[Collected data entries]
** Start **
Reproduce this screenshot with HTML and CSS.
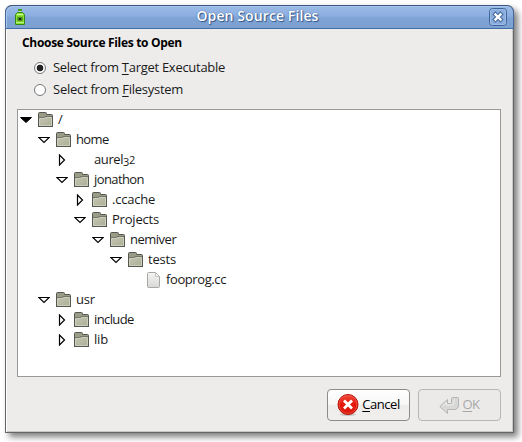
FILE: index.html
```html
<!DOCTYPE html>
<html lang="en">
<head>
<meta charset="utf-8">
<title>Open Source Files</title>
<link rel="stylesheet" href="styles.css">
</head>
<body>
<svg class="defs" width="0" height="0" aria-hidden="true">
  <defs>
    <linearGradient id="gFolder" x1="0" y1="0" x2="1" y2="1"><stop offset="0" stop-color="#c3c5b1"/><stop offset="1" stop-color="#adaf96"/></linearGradient>
    <linearGradient id="gPage" x1="0" y1="0" x2="0" y2="1"><stop offset="0" stop-color="#f5f5f4"/><stop offset="1" stop-color="#d8d8d6"/></linearGradient>
    <linearGradient id="gRed" x1="0" y1="0" x2="0" y2="1"><stop offset="0" stop-color="#f0493a"/><stop offset=".5" stop-color="#e4180c"/><stop offset="1" stop-color="#d91a0c"/></linearGradient>
    <symbol id="folder" viewBox="0 0 16 16">
      <path d="M.5 14.500V1.500Q.5.500 1.500.500H7.500Q8.500.500 8.500 1.500V2.500H13.500Q14.500 2.500 14.500 3.500V14.500Z" fill="#9a9c88" stroke="#555751"/>
      <path d="M1 5.500H5.500L7 4.500H14" fill="none" stroke="#74766a"/>
      <path d="M1.500 13.500V6.500H6.500L8 5.500H13.500V13.500Z" fill="url(#gFolder)" stroke="#cbcdbd"/>
      <path d="M0 14.500H15" stroke="#555751"/>
    </symbol>
    <symbol id="down" viewBox="0 0 12 12"><path d="M.8 3.500H11.200L6 8.500Z" fill="#fff" stroke="#000" stroke-width="1.200"/></symbol>
    <symbol id="down-full" viewBox="0 0 12 12"><path d="M.5 3.500H11.500L6 8.500Z" stroke="#000"/></symbol>
    <symbol id="right" viewBox="0 0 12 12"><path d="M3.500 1V11L8.500 6Z" fill="#fff" stroke="#000" stroke-width="1.200"/></symbol>
  </defs>
</svg>
<main class="window">
  <header class="titlebar">
    <svg class="app-icon" width="10" height="16" viewBox="0 0 10 16">
      <rect x="3" y="0" width="4" height="2" fill="#3d9e16"/>
      <rect x="4" y="2" width="2" height="2" fill="#c6ec9c"/>
      <path d="M.5 5.500L2.500 3.500H7.500L9.500 5.500V15.500H.5Z" fill="#8be331" stroke="#348815"/>
      <path d="M2 5.500H8" stroke="#d1f7a7"/>
      <path d="M1 13.500H9" stroke="#b9ef82"/>
      <path d="M2.500 8L7.500 12M7.500 8L2.500 12M2 10H8M5 7.500V12.500" stroke="#1b430f" stroke-width=".9"/>
      <rect x="4" y="9" width="2" height="2" fill="#122f0c"/>
    </svg>
    <h1 class="title">Open Source Files</h1>
    <svg class="close" width="18" height="18" viewBox="0 0 18 18">
      <rect x=".5" y=".5" width="17" height="17" rx="3" fill="#8aaddd" stroke="#3f669c"/>
      <rect x="1.500" y="1.500" width="15" height="15" rx="2" fill="none" stroke="#9bbae4"/>
      <path d="M6.500 6.500L11.500 11.500M11.500 6.500L6.500 11.500" stroke="#456a9f" stroke-width="4.500" stroke-linecap="square"/>
      <path d="M6.500 6.500L11.500 11.500M11.500 6.500L6.500 11.500" stroke="#fff" stroke-width="2.400" stroke-linecap="square"/>
    </svg>
  </header>
  <section class="content">
    <h2 class="heading">Choose Source Files to Open</h2>
    <div class="option"><span class="radio checked"></span><span class="label target">Select from <u>T</u>arget Executable</span></div>
    <div class="option"><span class="radio"></span><span class="label filesystem">Select from <u>F</u>ilesystem</span></div>
    <div class="tree">
      <div class="row"><svg class="arrow"><use href="#down-full"/></svg><svg class="icon"><use href="#folder"/></svg><span class="name">/</span></div>
      <div class="row l1"><svg class="arrow"><use href="#down"/></svg><svg class="icon"><use href="#folder"/></svg><span class="name home">home</span></div>
      <div class="row l2"><svg class="arrow"><use href="#right"/></svg><span class="icon"></span><span class="name aurel">aurel<span class="three">3</span><span class="two">2</span></span></div>
      <div class="row l2"><svg class="arrow"><use href="#down"/></svg><svg class="icon"><use href="#folder"/></svg><span class="name jonathon">jonathon</span></div>
      <div class="row l3"><svg class="arrow"><use href="#right"/></svg><svg class="icon"><use href="#folder"/></svg><span class="name">.ccache</span></div>
      <div class="row l3"><svg class="arrow"><use href="#down"/></svg><svg class="icon"><use href="#folder"/></svg><span class="name">Projects</span></div>
      <div class="row l4"><svg class="arrow"><use href="#down"/></svg><svg class="icon"><use href="#folder"/></svg><span class="name nemiver">nemiver</span></div>
      <div class="row l5"><svg class="arrow"><use href="#down"/></svg><svg class="icon"><use href="#folder"/></svg><span class="name">tests</span></div>
      <div class="row l6"><span class="arrow"></span><svg class="icon" viewBox="0 0 16 16"><path d="M1.500 1.500Q1.500.500 2.500.500H9.500L13.500 4.500V14.500Q13.500 15.500 12.500 15.500H2.500Q1.500 15.500 1.500 14.500Z" fill="url(#gPage)" stroke="#a8a8a6"/><path d="M9.500 1V4.500H13" fill="#fff" stroke="#c5c5c3"/></svg><span class="name fooprog">fooprog.cc</span></div>
      <div class="row l1"><svg class="arrow"><use href="#down"/></svg><svg class="icon"><use href="#folder"/></svg><span class="name">usr</span></div>
      <div class="row l2"><svg class="arrow"><use href="#right"/></svg><svg class="icon"><use href="#folder"/></svg><span class="name include">include</span></div>
      <div class="row l2"><svg class="arrow"><use href="#right"/></svg><svg class="icon"><use href="#folder"/></svg><span class="name">lib</span></div>
    </div>
    <footer class="actions">
      <button class="button cancel"><svg width="22" height="22" viewBox="0 0 22 22"><ellipse cx="11" cy="20.500" rx="8" ry="1.500" fill="#999" opacity=".5"/><circle cx="11" cy="10.500" r="10" fill="url(#gRed)" stroke="#b51005"/><circle cx="11" cy="10.500" r="8.900" fill="none" stroke="#f4665a" stroke-width=".6"/><path d="M7 6.500L15 14.500M15 6.500L7 14.500" stroke="#fff" stroke-width="2.800"/></svg><span class="caption"><u>C</u>ancel</span></button>
      <button class="button ok" disabled><svg width="20" height="19" viewBox="0 0 20 19"><path d="M.8 10.500L8.500 3.500V7.500H11.500Q12.500 7.500 12.500 6.500V2.500Q12.500 1.500 13.500 1.500H18.500Q19.500 1.500 19.500 2.500V9Q19.500 13.500 15 13.500H8.500V17.500Z" fill="#d8d8d7" stroke="#b5b5b4"/><path d="M3 10.500L7.500 6.500V9H13Q15 9 15 6.500V3.500" fill="none" stroke="#ededec"/></svg><span class="caption"><u>O</u>K</span></button>
    </footer>
  </section>
</main>
</body>
</html>
```
FILE: styles.css
```css
* { box-sizing: border-box; }
body { margin: 0; padding: 5px; width: 522px; height: 442px; overflow: hidden; background: #fff; color: #1a1a1a; font: 13px/20px "Open Sans", "Noto Sans", sans-serif; }
.defs { position: absolute; }
.window { width: 509px; height: 428px; border: 1px solid #656565; border-top: 0; border-radius: 7px 7px 0 0; background: #edeceb; box-shadow: inset 1px 0 #fff, inset -1px -1px #c9c8c7, 4px 4px 6px rgba(0,0,0,.5); }
.titlebar { display: flex; align-items: center; height: 24px; margin: 0 -1px; padding: 0 5px 0 10px; border: 1px solid #41679c; border-top-color: #3b5681; border-bottom-color: #426da8; border-radius: 7px 7px 0 0; background: linear-gradient(#9cbbe6, #8bade0 45%, #7ea3d5 55%, #7ca1d0); box-shadow: inset 1px 1px #a9c5ec; }
.app-icon { flex: none; margin-left: -1px; }
.title { flex: 1; margin: -2px 0 0; padding-left: 1px; text-align: center; color: #fff; font-size: 14px; font-weight: 600; line-height: 20px; letter-spacing: .1px; text-shadow: 0 0 1px #31578c, 1px 1px 1px #31578c; }
.close { flex: none; margin-right: 1px; }
.content { padding: 4px 12px 0 11px; }
.heading { margin: 0 0 4px 5px; font-size: 12px; line-height: 20px; letter-spacing: -.31px; color: #000; }
.option { display: flex; align-items: center; height: 22px; padding-left: 17px; }
.label { margin: -3px 0 0 7px; }
.target { letter-spacing: -.28px; }
.filesystem { letter-spacing: -.25px; }
u { text-decoration: underline; text-decoration-thickness: 1px; text-underline-offset: 2px; text-decoration-skip-ink: none; }
.radio { width: 12px; height: 12px; border: 1px solid #777; border-radius: 50%; background: #fff; }
.checked { background: radial-gradient(circle, #222 0 3px, #fff 3.7px); }
.tree { height: 268px; margin-top: 8px; border: 1px solid #999895; background: #fff; }
.row { display: flex; align-items: center; height: 20px; padding-left: 2px; letter-spacing: -.2px; }
.name { margin-top: -3px; }
.home { letter-spacing: -.6px; }
.jonathon { letter-spacing: -.6px; }
.nemiver { letter-spacing: -.5px; }
.include { letter-spacing: -.6px; }
.fooprog { letter-spacing: -.4px; }
.aurel { letter-spacing: -.4px; }
.arrow { flex: none; width: 12px; height: 12px; }
.icon { flex: none; width: 16px; height: 16px; margin: 0 4px 0 6px; }
.l1 { padding-left: 20px; }
.l2 { padding-left: 38px; }
.l3 { padding-left: 56px; }
.l4 { padding-left: 74px; }
.l5 { padding-left: 92px; }
.l6 { padding-left: 110px; }
.three, .two { display: inline-block; line-height: 1; font-size: 11px; }
.three { transform: translateY(2px); }
.actions { display: flex; justify-content: flex-end; gap: 8px; margin: 12px 0 0; }
.button { display: flex; align-items: center; justify-content: center; gap: 3px; width: 83px; height: 32px; padding: 0; border: 1px solid #8d8b88; border-radius: 4px; background: linear-gradient(#fff, #f7f7f6 50%, #eeedec 51%, #f0efee); color: #000; font: inherit; letter-spacing: -.45px; }
.caption { margin-top: -3px; }
.button:disabled { border-color: #b9b7b5; background: #ebeae9; color: #a9a9a8; }
```
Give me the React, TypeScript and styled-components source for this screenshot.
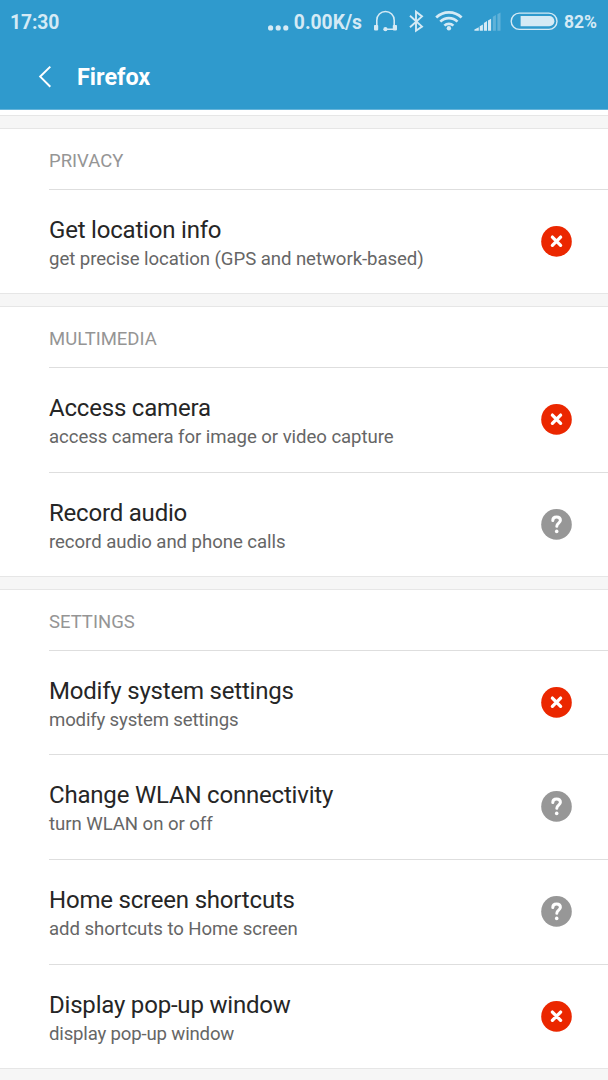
import React from 'react';
import styled, { createGlobalStyle } from 'styled-components';

const GlobalStyle = createGlobalStyle`
  * { box-sizing: border-box; }
  body {
    margin: 0;
    background: #fff;
    font-family: Roboto, 'Liberation Sans', sans-serif;
  }
`;

const Screen = styled.div`
  width: 608px;
  height: 1080px;
  overflow: hidden;
  display: flex;
  flex-direction: column;
  background: #fff;
`;

const Header = styled.header`
  flex: none;
  height: 110px;
  background: #2f9acd;
  border-bottom: 1px solid #65b4da;
`;

const StatusBar = styled.div`
  height: 44px;
  display: flex;
  align-items: center;
  padding: 0 11px 0 10px;
  color: #d5eaf5;
  font-weight: 700;
  line-height: 44px;
`;

const Clock = styled.span`
  padding-top: 1px;
  font-size: 19.3px;
  letter-spacing: -0.1px;
  flex: 1;
`;

const Speed = styled.span`
  padding-top: 1px;
  font-size: 19.3px;
  margin-left: 5px;
`;

const Percent = styled.span`
  font-size: 17.5px;
  margin-left: 6px;
`;

const Glyph = styled.svg<{ $gap?: number }>`
  flex: none;
  display: block;
  margin-left: ${({ $gap = 0 }) => $gap}px;
`;

const TitleBar = styled.div`
  height: 65px;
  display: flex;
  align-items: center;
  padding-left: 37px;
`;

const Title = styled.h1`
  margin: 0 0 0 22px;
  font-size: 23.4px;
  line-height: 28px;
  font-weight: 700;
  color: #fff;
`;

const Spacer = styled.div`
  flex: none;
  height: 14px;
  background: #f6f6f6;
  border-top: 1px solid #e6e6e6;
  border-bottom: 1px solid #e6e6e6;
`;

const List = styled.main`
  padding-top: 5px;
`;

const Section = styled.section`
  padding-left: 49px;
`;

const SectionLabel = styled.h2`
  margin: 0;
  height: 61px;
  padding-top: 2px;
  border-bottom: 1px solid #dedede;
  font-size: 18.5px;
  line-height: 60px;
  font-weight: 400;
  color: #959595;
`;

const Row = styled.div<{ $height: number }>`
  height: ${({ $height }) => $height}px;
  display: flex;
  align-items: flex-start;
  justify-content: space-between;
  padding-right: 36px;
  border-bottom: 1px solid #dedede;
  &:last-child { border-bottom: 0; }
`;

const RowText = styled.div`
  padding-top: 26px;
`;

const RowTitle = styled.div`
  font-size: 24px;
  line-height: 28px;
  letter-spacing: -0.2px;
  color: #262626;
  white-space: nowrap;
`;

const RowDetail = styled.div<{ $tracking?: number }>`
  margin-top: 3px;
  font-size: 18.6px;
  line-height: 24px;
  letter-spacing: ${({ $tracking = -0.06 }) => $tracking}px;
  color: #666;
  white-space: nowrap;
`;

const StateIcon = styled.svg`
  flex: none;
  display: block;
  margin-top: 36px;
`;

type State = 'deny' | 'ask';

const StateMark = ({ state }: { state: State }) => (
  <StateIcon width="31" height="31" viewBox="0 0 31 31" fill="none">
    <circle cx="15.5" cy="15.4" r="15.3" fill={state === 'deny' ? '#eb2700' : '#979797'} />
    {state === 'deny' ? (
      <path d="M11.4 11.1l8.2 8.2M19.6 11.1l-8.2 8.2" stroke="#fff" strokeWidth="3.3" strokeLinecap="round" />
    ) : (
      <>
        <path d="M11.8 11.5c0-2.2 1.6-3.5 3.8-3.5s3.8 1.3 3.8 3.3c0 2.8-3.6 2.9-3.6 6" stroke="#fff" strokeWidth="3" strokeLinecap="round" />
        <circle cx="15.7" cy="22.4" r="1.8" fill="#fff" />
      </>
    )}
  </StateIcon>
);

const ink = '#d5eaf5';

interface Permission { title: string; detail: string; state: State; height: number; tracking?: number }

const sections: { label: string; items: Permission[] }[] = [
  {
    label: 'PRIVACY',
    items: [
      { title: 'Get location info', detail: 'get precise location (GPS and network-based)', state: 'deny', height: 103 },
    ],
  },
  {
    label: 'MULTIMEDIA',
    items: [
      { title: 'Access camera', detail: 'access camera for image or video capture', state: 'deny', height: 105 },
      { title: 'Record audio', detail: 'record audio and phone calls', state: 'ask', height: 103 },
    ],
  },
  {
    label: 'SETTINGS',
    items: [
      { title: 'Modify system settings', detail: 'modify system settings', state: 'deny', height: 104, tracking: -0.17 },
      { title: 'Change WLAN connectivity', detail: 'turn WLAN on or off', state: 'ask', height: 105 },
      { title: 'Home screen shortcuts', detail: 'add shortcuts to Home screen', state: 'ask', height: 105 },
      { title: 'Display pop-up window', detail: 'display pop-up window', state: 'deny', height: 103, tracking: -0.17 },
    ],
  },
];

export default function App() {
  return (
    <Screen>
      <GlobalStyle />
      <Header>
        <StatusBar>
          <Clock>17:30</Clock>
          <Glyph width="21" height="44" viewBox="0 0 21 44" fill={ink}>
            <circle cx="2.6" cy="27.9" r="2.6" />
            <circle cx="10.2" cy="27.9" r="2.6" />
            <circle cx="17.8" cy="27.9" r="2.6" />
          </Glyph>
          <Speed>0.00K/s</Speed>
          <Glyph $gap={12} width="25" height="44" viewBox="0 0 25 44" fill="none">
            <path d="M2.8 27V20.2a8.7 8.7 0 0 1 17.4 0V29.2h-8" stroke={ink} strokeWidth="1.6" />
            <rect x="0" y="25" width="4.2" height="5.4" rx=".8" fill={ink} />
            <rect x="18.8" y="25" width="4.2" height="5.4" rx=".8" fill={ink} />
            <circle cx="11.4" cy="29.2" r="2.1" fill={ink} />
          </Glyph>
          <Glyph $gap={10} width="16" height="44" viewBox="0 0 16 44" fill="none">
            <path d="M1 15.8l12 10.8-6 4.2V11.8l6 4.6-12 10.8" stroke={ink} strokeWidth="1.9" />
          </Glyph>
          <Glyph $gap={10} width="28" height="44" viewBox="0 0 28 44" fill="none">
            <path d="M1.2 17.5a18.2 18.2 0 0 1 25.4 0M5.3 21.6a12.3 12.3 0 0 1 17.2 0M9.4 25.6a6.5 6.5 0 0 1 9 0" stroke={ink} strokeWidth="2.7" />
            <circle cx="13.9" cy="28.3" r="2.2" fill={ink} />
          </Glyph>
          <Glyph $gap={11} width="28" height="44" viewBox="0 0 28 44" fill={ink}>
            <path d="M.4 30.7V29.4l4.4-2.2v3.5zM5.7 30.7v-4.4l3.2-1.8v6.2zM9.9 30.7v-7.8l3.1-1.8v9.6zM14 30.7V20.5l3.1-1.8v12z" />
            <path d="M18.8 30.7V16.8l3.1-1.8v15.7zM23.4 30.7V14.2l3.1-1.8v18.3z" opacity=".3" />
          </Glyph>
          <Glyph $gap={8} width="48" height="44" viewBox="0 0 48 44" fill="none">
            <rect x="1.2" y="13.1" width="45.8" height="16.3" rx="8.15" stroke={ink} strokeWidth="1.4" />
            <path d="M10.6 16.1h28.7a5 5 0 0 1 0 10.2H10.6z" fill={ink} />
          </Glyph>
          <Percent>82%</Percent>
        </StatusBar>
        <TitleBar>
          <Glyph width="18" height="26" viewBox="0 0 18 26" fill="none">
            <path d="M13.3 2.6L3.2 12.6l10.1 10.2" stroke="#fff" strokeWidth="2" />
          </Glyph>
          <Title>Firefox</Title>
        </TitleBar>
      </Header>
      <List>
        <Spacer />
        {sections.map(({ label, items }) => (
          <React.Fragment key={label}>
            <Section>
              <SectionLabel>{label}</SectionLabel>
              {items.map(({ title, detail, state, height, tracking }) => (
                <Row key={title} $height={height}>
                  <RowText>
                    <RowTitle>{title}</RowTitle>
                    <RowDetail $tracking={tracking}>{detail}</RowDetail>
                  </RowText>
                  <StateMark state={state} />
                </Row>
              ))}
            </Section>
            <Spacer />
          </React.Fragment>
        ))}
      </List>
    </Screen>
  );
}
** End **
Objective: Count how many lines above carry the word "components". Only the number is required.

Result of this exercise: 2